### [Set exercise]
Skip the pictures and repeat each line of the data exactly.

──────── Source excerpt ────────

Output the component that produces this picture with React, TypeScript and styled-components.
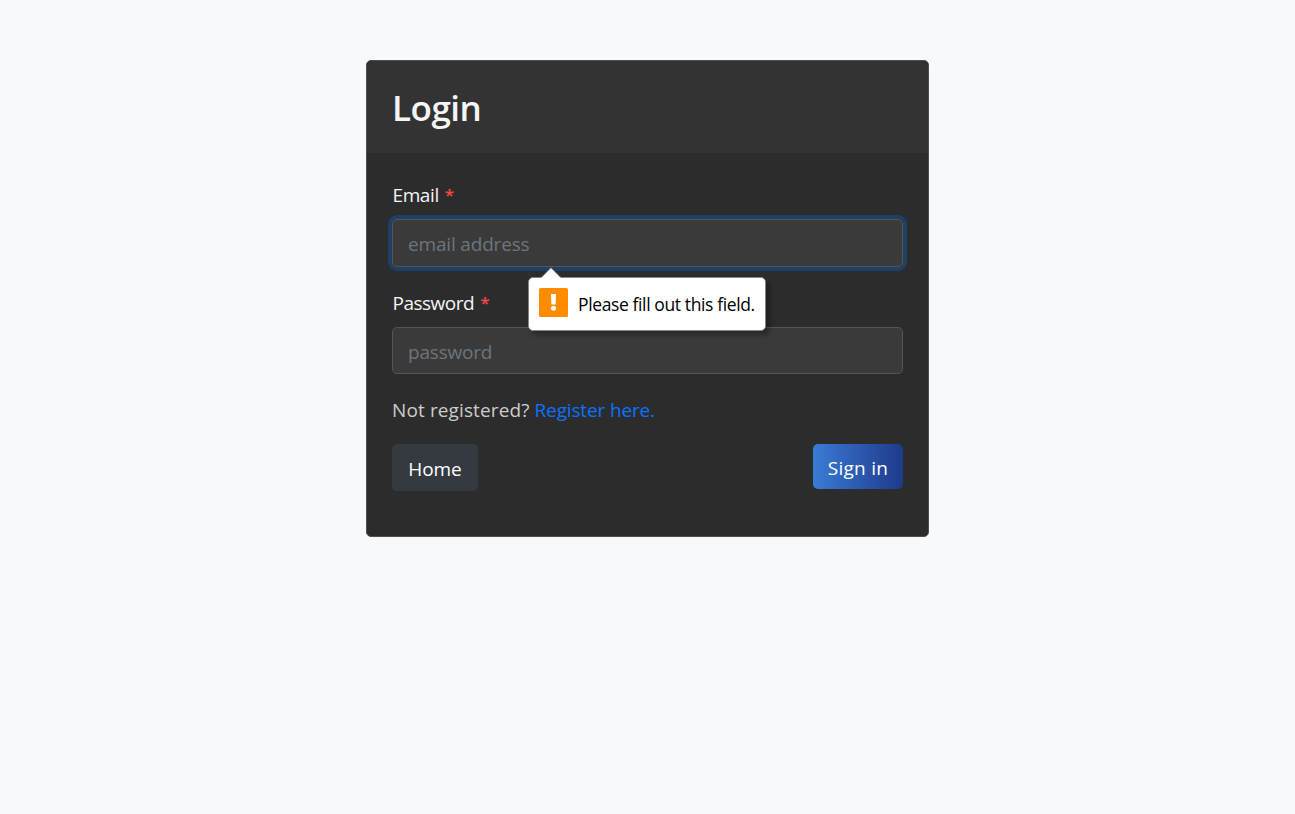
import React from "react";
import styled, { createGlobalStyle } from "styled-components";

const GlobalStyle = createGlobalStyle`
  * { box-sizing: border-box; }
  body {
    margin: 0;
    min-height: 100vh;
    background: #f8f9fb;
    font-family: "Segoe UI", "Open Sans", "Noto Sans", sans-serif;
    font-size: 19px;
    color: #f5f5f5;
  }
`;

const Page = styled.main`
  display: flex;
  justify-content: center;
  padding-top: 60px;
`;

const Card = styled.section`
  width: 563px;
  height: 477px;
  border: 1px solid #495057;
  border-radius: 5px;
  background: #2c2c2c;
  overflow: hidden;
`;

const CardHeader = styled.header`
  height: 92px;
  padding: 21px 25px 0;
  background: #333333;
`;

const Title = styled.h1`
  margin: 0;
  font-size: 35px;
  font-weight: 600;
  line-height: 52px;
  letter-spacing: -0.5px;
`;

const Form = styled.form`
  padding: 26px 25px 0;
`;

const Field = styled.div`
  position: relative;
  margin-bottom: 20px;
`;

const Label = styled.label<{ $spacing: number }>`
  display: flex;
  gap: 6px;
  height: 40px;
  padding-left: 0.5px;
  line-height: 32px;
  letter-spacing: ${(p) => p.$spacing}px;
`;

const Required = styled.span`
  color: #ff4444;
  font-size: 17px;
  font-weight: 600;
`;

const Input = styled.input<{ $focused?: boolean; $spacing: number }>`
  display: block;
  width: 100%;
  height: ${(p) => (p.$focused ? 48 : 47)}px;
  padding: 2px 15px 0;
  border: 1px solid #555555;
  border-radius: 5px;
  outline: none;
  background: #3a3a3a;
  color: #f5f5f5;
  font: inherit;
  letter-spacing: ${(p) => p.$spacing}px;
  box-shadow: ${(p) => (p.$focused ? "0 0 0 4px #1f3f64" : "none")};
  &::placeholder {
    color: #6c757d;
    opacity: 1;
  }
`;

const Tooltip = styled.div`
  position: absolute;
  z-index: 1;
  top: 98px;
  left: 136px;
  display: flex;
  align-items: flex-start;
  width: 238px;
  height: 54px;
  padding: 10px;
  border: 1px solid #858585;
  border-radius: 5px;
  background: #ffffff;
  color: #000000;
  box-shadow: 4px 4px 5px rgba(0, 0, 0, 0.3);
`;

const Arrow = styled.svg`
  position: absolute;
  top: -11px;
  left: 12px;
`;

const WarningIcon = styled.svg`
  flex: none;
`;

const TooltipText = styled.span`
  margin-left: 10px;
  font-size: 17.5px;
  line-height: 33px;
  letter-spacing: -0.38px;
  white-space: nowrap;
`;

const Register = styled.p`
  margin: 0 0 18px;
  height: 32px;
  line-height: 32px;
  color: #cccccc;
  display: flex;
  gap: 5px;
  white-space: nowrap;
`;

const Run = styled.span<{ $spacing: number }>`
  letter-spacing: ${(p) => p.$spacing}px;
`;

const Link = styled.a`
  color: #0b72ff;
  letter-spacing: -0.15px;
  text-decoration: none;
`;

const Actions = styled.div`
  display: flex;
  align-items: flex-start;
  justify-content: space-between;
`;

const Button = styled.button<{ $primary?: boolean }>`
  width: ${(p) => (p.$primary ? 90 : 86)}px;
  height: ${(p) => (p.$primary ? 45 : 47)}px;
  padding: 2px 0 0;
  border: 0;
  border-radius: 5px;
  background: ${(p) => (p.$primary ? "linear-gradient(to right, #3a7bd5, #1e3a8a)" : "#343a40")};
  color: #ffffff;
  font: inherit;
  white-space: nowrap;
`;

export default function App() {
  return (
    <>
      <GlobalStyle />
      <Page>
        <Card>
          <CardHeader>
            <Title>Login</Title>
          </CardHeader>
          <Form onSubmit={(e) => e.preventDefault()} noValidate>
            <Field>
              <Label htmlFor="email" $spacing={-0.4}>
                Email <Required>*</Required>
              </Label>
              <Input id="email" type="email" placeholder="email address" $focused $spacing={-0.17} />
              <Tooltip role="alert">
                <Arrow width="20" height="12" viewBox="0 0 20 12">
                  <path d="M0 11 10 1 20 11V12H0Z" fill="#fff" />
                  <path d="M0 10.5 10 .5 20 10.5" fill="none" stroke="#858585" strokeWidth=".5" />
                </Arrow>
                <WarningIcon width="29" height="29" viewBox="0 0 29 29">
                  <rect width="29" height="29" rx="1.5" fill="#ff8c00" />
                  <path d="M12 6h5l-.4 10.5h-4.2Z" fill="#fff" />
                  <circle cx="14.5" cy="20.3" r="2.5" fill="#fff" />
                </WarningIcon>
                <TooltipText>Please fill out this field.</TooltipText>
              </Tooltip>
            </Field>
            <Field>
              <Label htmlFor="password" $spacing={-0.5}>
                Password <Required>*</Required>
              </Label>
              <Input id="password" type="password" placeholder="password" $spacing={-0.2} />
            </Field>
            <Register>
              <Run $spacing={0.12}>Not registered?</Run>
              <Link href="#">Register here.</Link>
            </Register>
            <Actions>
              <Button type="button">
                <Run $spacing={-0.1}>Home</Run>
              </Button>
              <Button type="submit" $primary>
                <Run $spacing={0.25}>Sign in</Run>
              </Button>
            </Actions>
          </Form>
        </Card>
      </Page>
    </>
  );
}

────────

### [Finished task]
Output the component that produces this picture with React, TypeScript and styled-components.
import React from "react";
import styled, { createGlobalStyle } from "styled-components";

const GlobalStyle = createGlobalStyle`
  * { box-sizing: border-box; }
  body {
    margin: 0;
    min-height: 100vh;
    background: #f8f9fb;
    font-family: "Segoe UI", "Open Sans", "Noto Sans", sans-serif;
    font-size: 19px;
    color: #f5f5f5;
  }
`;

const Page = styled.main`
  display: flex;
  justify-content: center;
  padding-top: 60px;
`;

const Card = styled.section`
  width: 563px;
  height: 477px;
  border: 1px solid #495057;
  border-radius: 5px;
  background: #2c2c2c;
  overflow: hidden;
`;

const CardHeader = styled.header`
  height: 92px;
  padding: 21px 25px 0;
  background: #333333;
`;

const Title = styled.h1`
  margin: 0;
  font-size: 35px;
  font-weight: 600;
  line-height: 52px;
  letter-spacing: -0.5px;
`;

const Form = styled.form`
  padding: 26px 25px 0;
`;

const Field = styled.div`
  position: relative;
  margin-bottom: 20px;
`;

const Label = styled.label<{ $spacing: number }>`
  display: flex;
  gap: 6px;
  height: 40px;
  padding-left: 0.5px;
  line-height: 32px;
  letter-spacing: ${(p) => p.$spacing}px;
`;

const Required = styled.span`
  color: #ff4444;
  font-size: 17px;
  font-weight: 600;
`;

const Input = styled.input<{ $focused?: boolean; $spacing: number }>`
  display: block;
  width: 100%;
  height: ${(p) => (p.$focused ? 48 : 47)}px;
  padding: 2px 15px 0;
  border: 1px solid #555555;
  border-radius: 5px;
  outline: none;
  background: #3a3a3a;
  color: #f5f5f5;
  font: inherit;
  letter-spacing: ${(p) => p.$spacing}px;
  box-shadow: ${(p) => (p.$focused ? "0 0 0 4px #1f3f64" : "none")};
  &::placeholder {
    color: #6c757d;
    opacity: 1;
  }
`;

const Tooltip = styled.div`
  position: absolute;
  z-index: 1;
  top: 98px;
  left: 136px;
  display: flex;
  align-items: flex-start;
  width: 238px;
  height: 54px;
  padding: 10px;
  border: 1px solid #858585;
  border-radius: 5px;
  background: #ffffff;
  color: #000000;
  box-shadow: 4px 4px 5px rgba(0, 0, 0, 0.3);
`;

const Arrow = styled.svg`
  position: absolute;
  top: -11px;
  left: 12px;
`;

const WarningIcon = styled.svg`
  flex: none;
`;

const TooltipText = styled.span`
  margin-left: 10px;
  font-size: 17.5px;
  line-height: 33px;
  letter-spacing: -0.38px;
  white-space: nowrap;
`;

const Register = styled.p`
  margin: 0 0 18px;
  height: 32px;
  line-height: 32px;
  color: #cccccc;
  display: flex;
  gap: 5px;
  white-space: nowrap;
`;

const Run = styled.span<{ $spacing: number }>`
  letter-spacing: ${(p) => p.$spacing}px;
`;

const Link = styled.a`
  color: #0b72ff;
  letter-spacing: -0.15px;
  text-decoration: none;
`;

const Actions = styled.div`
  display: flex;
  align-items: flex-start;
  justify-content: space-between;
`;

const Button = styled.button<{ $primary?: boolean }>`
  width: ${(p) => (p.$primary ? 90 : 86)}px;
  height: ${(p) => (p.$primary ? 45 : 47)}px;
  padding: 2px 0 0;
  border: 0;
  border-radius: 5px;
  background: ${(p) => (p.$primary ? "linear-gradient(to right, #3a7bd5, #1e3a8a)" : "#343a40")};
  color: #ffffff;
  font: inherit;
  white-space: nowrap;
`;

export default function App() {
  return (
    <>
      <GlobalStyle />
      <Page>
        <Card>
          <CardHeader>
            <Title>Login</Title>
          </CardHeader>
          <Form onSubmit={(e) => e.preventDefault()} noValidate>
            <Field>
              <Label htmlFor="email" $spacing={-0.4}>
                Email <Required>*</Required>
              </Label>
              <Input id="email" type="email" placeholder="email address" $focused $spacing={-0.17} />
              <Tooltip role="alert">
                <Arrow width="20" height="12" viewBox="0 0 20 12">
                  <path d="M0 11 10 1 20 11V12H0Z" fill="#fff" />
                  <path d="M0 10.5 10 .5 20 10.5" fill="none" stroke="#858585" strokeWidth=".5" />
                </Arrow>
                <WarningIcon width="29" height="29" viewBox="0 0 29 29">
                  <rect width="29" height="29" rx="1.5" fill="#ff8c00" />
                  <path d="M12 6h5l-.4 10.5h-4.2Z" fill="#fff" />
                  <circle cx="14.5" cy="20.3" r="2.5" fill="#fff" />
                </WarningIcon>
                <TooltipText>Please fill out this field.</TooltipText>
              </Tooltip>
            </Field>
            <Field>
              <Label htmlFor="password" $spacing={-0.5}>
                Password <Required>*</Required>
              </Label>
              <Input id="password" type="password" placeholder="password" $spacing={-0.2} />
            </Field>
            <Register>
              <Run $spacing={0.12}>Not registered?</Run>
              <Link href="#">Register here.</Link>
            </Register>
            <Actions>
              <Button type="button">
                <Run $spacing={-0.1}>Home</Run>
              </Button>
              <Button type="submit" $primary>
                <Run $spacing={0.25}>Sign in</Run>
              </Button>
            </Actions>
          </Form>
        </Card>
      </Page>
    </>
  );
}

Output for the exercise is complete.